L’une des variantes génétiques était proche des gènes associés à la calvitie masculine, ce qui suggère un lien avec les hormones sexuelles telles que la testostérone, et une autre était dans une zone riche en gènes de l’odorat, qui ont été liés à l’attraction sexuelle. En combinant toutes les variantes mesurées sur l’ensemble du génome, les chercheurs estiment que la génétique peut expliquer entre 8 et 25 % des comportements non hétérosexuels. Le reste, disent-ils, s’explique par des influences environnementales, qui pourraient aller de l’exposition aux hormones dans l’utérus aux influences sociales plus tard dans la vie.
Mais les cinq marqueurs d’ADN qu’ils ont trouvés expliquent moins de 1% de ce comportement, tout comme une autre analyse qui comprenait plus de marqueurs avec des effets plus faibles.
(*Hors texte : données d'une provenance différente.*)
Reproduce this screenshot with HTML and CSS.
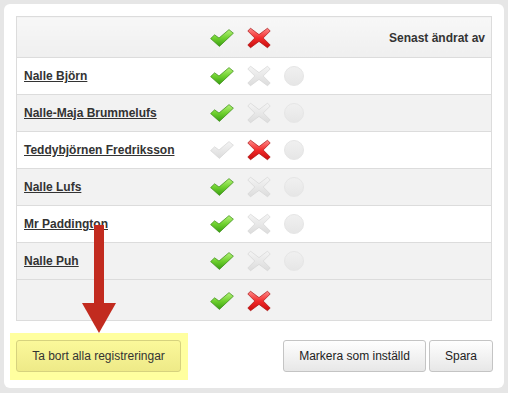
FILE: index.html
```html
<!DOCTYPE html>
<html lang="sv">

<head>
    <meta charset="UTF-8">
    <meta name="viewport" content="width=device-width, initial-scale=1.0">
    <title>Registreringar</title>
    <link rel="stylesheet" href="styles.css">
</head>

<body>
    <svg width="0" height="0" class="defs">
        <defs>
            <linearGradient id="gGreen" x1="0" y1="0" x2="0" y2="1">
                <stop offset="0" stop-color="#b6f27a" />
                <stop offset="0.5" stop-color="#6fd12f" />
                <stop offset="1" stop-color="#3a9e12" />
            </linearGradient>
            <linearGradient id="gRed" x1="0" y1="0" x2="0" y2="1">
                <stop offset="0" stop-color="#ff8a8a" />
                <stop offset="0.5" stop-color="#f22b2b" />
                <stop offset="1" stop-color="#c90d0d" />
            </linearGradient>
            <linearGradient id="gGray" x1="0" y1="0" x2="0" y2="1">
                <stop offset="0" stop-color="#f4f4f4" />
                <stop offset="1" stop-color="#dcdcdc" />
            </linearGradient>
            <symbol id="check" viewBox="0 0 24 18">
                <path d="M0.6 9.6 L4.6 5.8 L9 9 L19 0.6 L23.4 4.2 L9.4 17.4 Z" stroke-linejoin="round" />
            </symbol>
            <symbol id="cross" viewBox="0 0 24 22">
                <path d="M3.5 1.2 L12 7.6 L20.5 1.2 L23.2 4 L16.2 11 L23.2 18 L20.5 20.8 L12 14.4 L3.5 20.8 L0.8 18 L7.8 11 L0.8 4 Z" stroke-linejoin="round" />
            </symbol>
        </defs>
    </svg>

    <div class="panel">
        <table class="regTable">
            <colgroup>
                <col class="colName">
                <col class="colIcon">
                <col class="colIcon">
                <col class="colIcon">
                <col>
            </colgroup>
            <thead>
                <tr>
                    <th></th>
                    <th><svg class="ico ok"><use href="#check" /></svg></th>
                    <th><svg class="ico no"><use href="#cross" /></svg></th>
                    <th></th>
                    <th class="by">Senast ändrat av</th>
                </tr>
            </thead>
            <tbody>
                <tr>
                    <td class="name"><a href="#">Nalle Björn</a></td>
                    <td><svg class="ico ok"><use href="#check" /></svg></td>
                    <td><svg class="ico no off"><use href="#cross" /></svg></td>
                    <td><span class="dot"></span></td>
                    <td></td>
                </tr>
                <tr>
                    <td class="name"><a href="#">Nalle-Maja Brummelufs</a></td>
                    <td><svg class="ico ok"><use href="#check" /></svg></td>
                    <td><svg class="ico no off"><use href="#cross" /></svg></td>
                    <td><span class="dot"></span></td>
                    <td></td>
                </tr>
                <tr>
                    <td class="name"><a href="#">Teddybjörnen Fredriksson</a></td>
                    <td><svg class="ico ok off"><use href="#check" /></svg></td>
                    <td><svg class="ico no"><use href="#cross" /></svg></td>
                    <td><span class="dot"></span></td>
                    <td></td>
                </tr>
                <tr>
                    <td class="name"><a href="#">Nalle Lufs</a></td>
                    <td><svg class="ico ok"><use href="#check" /></svg></td>
                    <td><svg class="ico no off"><use href="#cross" /></svg></td>
                    <td><span class="dot"></span></td>
                    <td></td>
                </tr>
                <tr>
                    <td class="name"><a href="#">Mr Paddington</a></td>
                    <td><svg class="ico ok"><use href="#check" /></svg></td>
                    <td><svg class="ico no off"><use href="#cross" /></svg></td>
                    <td><span class="dot"></span></td>
                    <td></td>
                </tr>
                <tr>
                    <td class="name"><a href="#">Nalle Puh</a></td>
                    <td><svg class="ico ok"><use href="#check" /></svg></td>
                    <td><svg class="ico no off"><use href="#cross" /></svg></td>
                    <td><span class="dot"></span></td>
                    <td></td>
                </tr>
                <tr class="allRow">
                    <td></td>
                    <td><svg class="ico ok"><use href="#check" /></svg></td>
                    <td><svg class="ico no"><use href="#cross" /></svg></td>
                    <td></td>
                    <td></td>
                </tr>
            </tbody>
        </table>

        <div class="actions">
            <div class="highlight">
                <button class="btn btnYellow">Ta bort alla registreringar</button>
            </div>
            <div class="rightBtns">
                <button class="btn btnMark">Markera som inställd</button>
                <button class="btn btnSave">Spara</button>
            </div>
        </div>

        <svg class="arrow" width="34" height="108" viewBox="0 0 34 108">
            <rect x="12" y="0" width="10" height="79" fill="#c22b1f" />
            <polygon points="0,78 34,78 17,108" fill="#c22b1f" />
        </svg>
    </div>
</body>

</html>
```

FILE: styles.css
```css
* {
    margin: 0;
    padding: 0;
    box-sizing: border-box;
}

html,
body {
    width: 100%;
    height: 100%;
}

body {
    background-color: #e6e6e6;
    padding: 4px;
    font-family: "Liberation Sans", Arial, sans-serif;
    color: #333;
}

.defs {
    position: absolute;
    width: 0;
    height: 0;
}

.panel {
    position: relative;
    width: 500px;
    height: 384px;
    background-color: #fff;
    border-radius: 6px;
    padding: 12px 12px 17px;
}

.regTable {
    width: 476px;
    table-layout: fixed;
    border-collapse: collapse;
    border: 1px solid #dcdcdc;
}

.colName {
    width: 193px;
}

.colIcon {
    width: 37px;
}

.regTable th,
.regTable td {
    border-top: 1px solid #dcdcdc;
    padding: 0;
    text-align: left;
    vertical-align: middle;
    font-size: 12px;
    line-height: 14px;
}

.regTable thead th {
    height: 41px;
    background: linear-gradient(#f7f7f7, #efefef);
    padding-top: 1px;
}

.regTable tbody td {
    height: 37px;
}

.regTable tbody tr:nth-child(even) td {
    background-color: #f2f2f2;
}

.regTable tbody tr.allRow td {
    height: 41px;
    background-color: #f2f2f2;
    padding-top: 2px;
}

.regTable th.by {
    text-align: right;
    padding-right: 6px;
    font-weight: bold;
    color: #333;
}

.name {
    padding-left: 7px !important;
}

.name a {
    color: #333;
    font-weight: bold;
    text-decoration: underline;
    white-space: nowrap;
}

.ico {
    display: block;
    width: 24px;
    height: 18px;
}

.ico.no {
    height: 22px;
}

.ok {
    fill: url(#gGreen);
    stroke: #3b8a18;
    stroke-width: 0.7;
}

.no {
    fill: url(#gRed);
    stroke: #a71414;
    stroke-width: 0.7;
}

.ico.off {
    fill: url(#gGray);
    stroke: #d6d6d6;
}

.dot {
    display: block;
    width: 20px;
    height: 20px;
    border-radius: 50%;
    background: linear-gradient(#f0f0f0, #e6e6e6);
    border: 1px solid #e6e6e6;
}

.actions {
    display: flex;
    justify-content: space-between;
    align-items: center;
    margin-top: 19px;
}

.highlight {
    background-color: #ffff9f;
    padding: 7px 7px 8px 6px;
    margin: -7px 0 -8px -6px;
}

.rightBtns {
    display: flex;
    gap: 3px;
    margin-right: -1px;
}

.btn {
    height: 32px;
    padding: 0;
    border: 1px solid #c4c4c4;
    border-radius: 3px;
    background: linear-gradient(#fefefe, #e7e7e7);
    font-family: "Liberation Sans", Arial, sans-serif;
    font-size: 12px;
    color: #222;
}

.btnYellow {
    width: 165px;
    background: linear-gradient(#fbf89a, #eeea88);
    border-color: #d6d27e;
    color: #333;
}

.btnMark {
    width: 143px;
}

.btnSave {
    width: 64px;
}

.arrow {
    position: absolute;
    left: 78px;
    top: 221px;
}
```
Comme pour d’autres traits comportementaux tels que la personnalité, il n’existe pas de « gène gay » unique, explique Andrea Ganna, membre de l’équipe Broad. Au lieu de cela, le comportement sexuel homosexuel semble être influencé par peut-être des centaines ou des milliers de gènes, chacun ayant des effets minuscules.
Comme les chercheurs l’avaient signalé l’année dernière, ils ont également constaté que les personnes présentant ces marqueurs étaient plus ouvertes aux nouvelles expériences, plus susceptibles de consommer de la marijuana et plus à risque de maladies mentales telles que la dépression. Les personnes LGBTQ pourraient être plus sensibles aux maladies mentales en raison des pressions sociétales, notent les chercheurs.
D’autres chercheurs avertissent que les résultats sont limités par le fait qu’une personne ayant eu une seule expérience homosexuelle a été comptabilisée comme non hétérosexuelle. Le fait de n’avoir qu’une seule rencontre de ce type, par exemple, peut refléter une ouverture à de nouvelles expériences plutôt qu’une orientation sexuelle, explique Dean Hamer, généticien à la retraite des National Institutes of Health à Bethesda, dans le Maryland. « Ces résultats sont fascinants, mais il ne s’agit pas vraiment d’une étude sur le gène gay à proprement parler », déclare M. Hamer, qui avait signalé en 1993 la découverte d’une zone du chromosome X plus fréquente chez les hommes gays ; cette région n’a pas été trouvée dans la nouvelle étude. « Je suis maintenant beaucoup moins excité par la possibilité d’obtenir de bons indices biologiques » sur l’orientation sexuelle, dit-il.
Bailey aurait souhaité que la UK Biobank demande aux sujets quel est le sexe vers lequel ils se sentent plus attirés, et pas seulement sur leur comportement (comme l’a fait 23andMe). « Ils n’avaient pas une mesure particulièrement bonne de l’orientation sexuelle », convient le biologiste évolutionniste William Rice de l’Université de Californie, Santa Barbara, qui note qu’une telle question permettrait également de saisir les personnes gays ou bisexuelles qui n’ont pas agi sur leurs attractions. Néanmoins, il est heureux de voir que l’étude attire l’attention. « Une grande partie de la population n’est pas exclusivement hétérosexuelle, note-t-il, et les gens veulent comprendre qui ils sont et pourquoi ils se sentent comme ils le font.